Allies by their very nature are people trying to do kind things. That kindness spreads into thoughts as well as actions. This traps allies between wanting to prevent harm to someone they know is vulnerable and not wanting to cause offense.

But what can I do?

How can you tell the difference? When and how should you step up to be an ally? A question often asked of us during training. The worst choice is to do nothing.

My response is to encourage you to use your skills and knowledge to identify intent and use that understanding to inform your next steps.

Decide if it is OK to challenge someone directly or refer to someone else, your manager or even the police.

I have given some examples below. Do they feel familiar to you? How would you act in these situations?

Family dynamic

Mum got my sister’s pronouns wrong again, is she being transphobic?

Ask yourself: how did mum react when my sister came out to her? Was she generally accepting? Then it is probably a slip of the tongue. Could you have a conversation with mum about whether there is a way you could be of assistance in helping everyone get sis’ pronouns right? You may not need to take any action. The more your family get your sister’s pronouns right the more natural they become to everyone.

Stand up against banter

Philomena and Agamemnon were laughing in the locker room about a trans person they passed in the street, you heard them saying “of course we could tell it was a man,” Are they being transphobic or are they just unaware of what being trans means?

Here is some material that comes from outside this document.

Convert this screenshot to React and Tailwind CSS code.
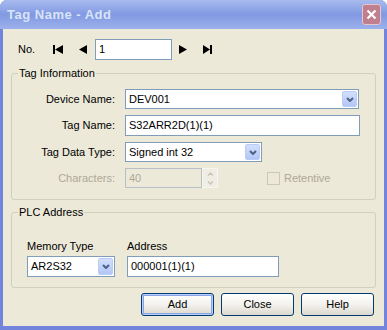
import React from 'react';

const FONT = { fontFamily: '"Liberation Sans", Arial, sans-serif' };

const Chevron = () => (
  <svg width="8" height="5" viewBox="0 0 8 5">
    <polyline points="1,1 4,4 7,1" fill="none" stroke="#4D6185" strokeWidth="2" />
  </svg>
);

const Combo = ({ value, className }) => (
  <div className={`flex items-stretch bg-white border border-[#7F9DB9] ${className}`}>
    <div className="flex-1 flex items-center pl-[3px] text-[11px] text-black">{value}</div>
    <div className="w-[15px] my-[1px] mr-[1px] rounded-[2px] bg-gradient-to-b from-[#D2DEFC] to-[#B3C7F6] border border-[#BACCF6] flex items-center justify-center">
      <Chevron />
    </div>
  </div>
);

const Field = ({ value, className }) => (
  <div className={`flex items-center bg-white border border-[#7F9DB9] pl-[3px] text-[11px] text-black ${className}`}>
    {value}
  </div>
);

const Label = ({ children, disabled }) => (
  <div className={`flex items-center justify-end text-[11px] ${disabled ? 'text-[#ACA899]' : 'text-black'}`}>
    {children}
  </div>
);

const XpButton = ({ children, isDefault }) => (
  <button
    className={`w-[73px] h-[23px] rounded-[3px] border border-[#003C74] bg-gradient-to-b from-white via-[#F3F2EE] to-[#DCD8CD] text-[11px] text-black ${
      isDefault ? 'shadow-[inset_0_0_0_1px_#B8CEF6,inset_0_0_0_2px_#8AA6E8]' : ''
    }`}
  >
    {children}
  </button>
);

export default function App() {
  return (
    <div className="w-[387px] h-[330px] flex flex-col bg-[#7384DC] rounded-t-[7px] overflow-hidden" style={FONT}>
      {/* Title bar */}
      <div className="h-[29px] flex items-center justify-between pl-[7px] pr-[6px] bg-gradient-to-b from-[#A8BBEE] via-[#8299E2] to-[#9CB1EB]">
        <span className="text-[13px] font-bold tracking-[0.5px] text-[#D8E4F8]">Tag Name - Add</span>
        <div className="w-[19px] h-[21px] rounded-[3px] border border-[#E4C6CC] bg-[#BF7F8E] flex items-center justify-center">
          <svg width="11" height="11" viewBox="0 0 11 11">
            <path d="M1.5 1.5 L9.5 9.5 M9.5 1.5 L1.5 9.5" stroke="white" strokeWidth="2.2" />
          </svg>
        </div>
      </div>

      {/* Body */}
      <div className="flex-1 mx-[3px] mb-[4px] bg-[#ECE9D8] flex flex-col">
        {/* Navigation row */}
        <div className="mt-[10px] pl-[15px] h-[21px] flex items-center">
          <span className="w-[35px] text-[11px] text-black">No.</span>
          <svg width="10" height="9" viewBox="0 0 10 9">
            <rect x="0" y="0" width="2" height="9" fill="black" />
            <polygon points="10,0 10,9 2,4.5" fill="black" />
          </svg>
          <svg className="ml-[15px]" width="9" height="9" viewBox="0 0 9 9">
            <polygon points="9,0 9,9 1,4.5" fill="black" />
          </svg>
          <Field value="1" className="ml-[8px] w-[77px] h-[21px]" />
          <svg className="ml-[7px]" width="9" height="9" viewBox="0 0 9 9">
            <polygon points="0,0 0,9 8,4.5" fill="black" />
          </svg>
          <svg className="ml-[15px]" width="9" height="9" viewBox="0 0 9 9">
            <polygon points="0,0 0,9 7,4.5" fill="black" />
            <rect x="7" y="0" width="2" height="9" fill="black" />
          </svg>
        </div>

        {/* Tag Information */}
        <fieldset className="mt-[7px] ml-[8px] w-[365px] border border-[#D0D0BF] rounded-[3px] pt-[9px] pb-[11px]">
          <legend className="ml-[6px] px-[1px] text-[11px] leading-[13px] text-black">Tag Information</legend>
          <div className="grid grid-cols-[103px_1fr] gap-x-[10px] gap-y-[6px]">
            <Label>Device Name:</Label>
            <Combo value="DEV001" className="w-[234px] h-[20px]" />
            <Label>Tag Name:</Label>
            <Field value="S32ARR2D(1)(1)" className="w-[235px] h-[21px]" />
            <Label>Tag Data Type:</Label>
            <Combo value="Signed int 32" className="w-[137px] h-[20px]" />
            <Label disabled>Characters:</Label>
            <div className="flex items-center h-[20px]">
              <div className="w-[77px] h-[20px] border border-[#B7C0C9] flex items-center pl-[3px] text-[11px] text-[#ACA899]">40</div>
              <div className="w-[16px] h-[20px] border border-[#F6F5F0] bg-[#EFEDE4] flex flex-col">
                <div className="flex-1 flex items-center justify-center">
                  <svg width="7" height="4" viewBox="0 0 7 4">
                    <polyline points="1,3.5 3.5,1 6,3.5" fill="none" stroke="#C9C7BA" strokeWidth="1.5" />
                  </svg>
                </div>
                <div className="flex-1 flex items-center justify-center">
                  <svg width="7" height="4" viewBox="0 0 7 4">
                    <polyline points="1,0.5 3.5,3 6,0.5" fill="none" stroke="#C9C7BA" strokeWidth="1.5" />
                  </svg>
                </div>
              </div>
              <div className="ml-[49px] w-[13px] h-[13px] border border-[#CAC8BB]" />
              <span className="ml-[4px] text-[11px] text-[#ACA899]">Retentive</span>
            </div>
          </div>
        </fieldset>

        {/* PLC Address */}
        <fieldset className="mt-[6px] ml-[8px] w-[365px] border border-[#D0D0BF] rounded-[3px] pt-[21px] pb-[10px] pl-[15px]">
          <legend className="-ml-[9px] px-[1px] text-[11px] leading-[13px] text-black">PLC Address</legend>
          <div className="flex gap-[12px]">
            <div className="flex flex-col gap-[3px]">
              <span className="text-[11px] leading-[13px] text-black">Memory Type</span>
              <Combo value="AR2S32" className="w-[88px] h-[21px]" />
            </div>
            <div className="flex flex-col gap-[3px]">
              <span className="text-[11px] leading-[13px] text-black">Address</span>
              <Field value="000001(1)(1)" className="w-[152px] h-[21px]" />
            </div>
          </div>
        </fieldset>

        {/* Buttons */}
        <div className="mt-[5px] pr-[10px] flex justify-end gap-[7px]">
          <XpButton isDefault>Add</XpButton>
          <XpButton>Close</XpButton>
          <XpButton>Help</XpButton>
        </div>
      </div>
    </div>
  );
}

Ask yourself: is this the first time I have heard them talk like this or on reflection are they rude about other protected characteristics? Is there a trans+ person on our team? What if there was a trans+ person on our team and they heard this conversation? Time to be an ally and call them out. You too can change workplace culture.

Be a ‘llort,’ not a troll.

A friend posts on social media and uses words which you *know* to be wrong, what should you do?

Ask yourself: does this person habitually use transphobic, racist, or other offensive slurs and if so, why am I still following them? Consider whether you wish to continue the relationship. Do you need trolls in your life? But if you typically find this person erudite, charming, and kind then how about sending a polite private message advising them of better terminology and instead become that best of friends, the ‘inverse-troll’ or ‘llort’ for short.

Bullies work in stealth

Remember the bullies work to isolate their victims from all sources of assistance. If you are feeling you want to say something, but you are afraid to do so you fear you will make the situation worse for the victim then the chance of this being a bully is quite high.

It is not you; it is them

When you know someone well and they are acting out of character use your love language skills to check in with them and see how they are doing. Often offering someone the opportunity to talk about their intent, their motivation, is enough to shift the dialogue to a kinder, more respectful space.

Together we can change

When was the last time you recognised that you are amazing? Have you said thank you to past you recently for an action you took which has smoothed the path for you today?

We all strive to be the best version of ourselves. Remember what I said at the start of this piece? Bullies manipulate us into thinking the best of them, so we excuse the worst of their actions.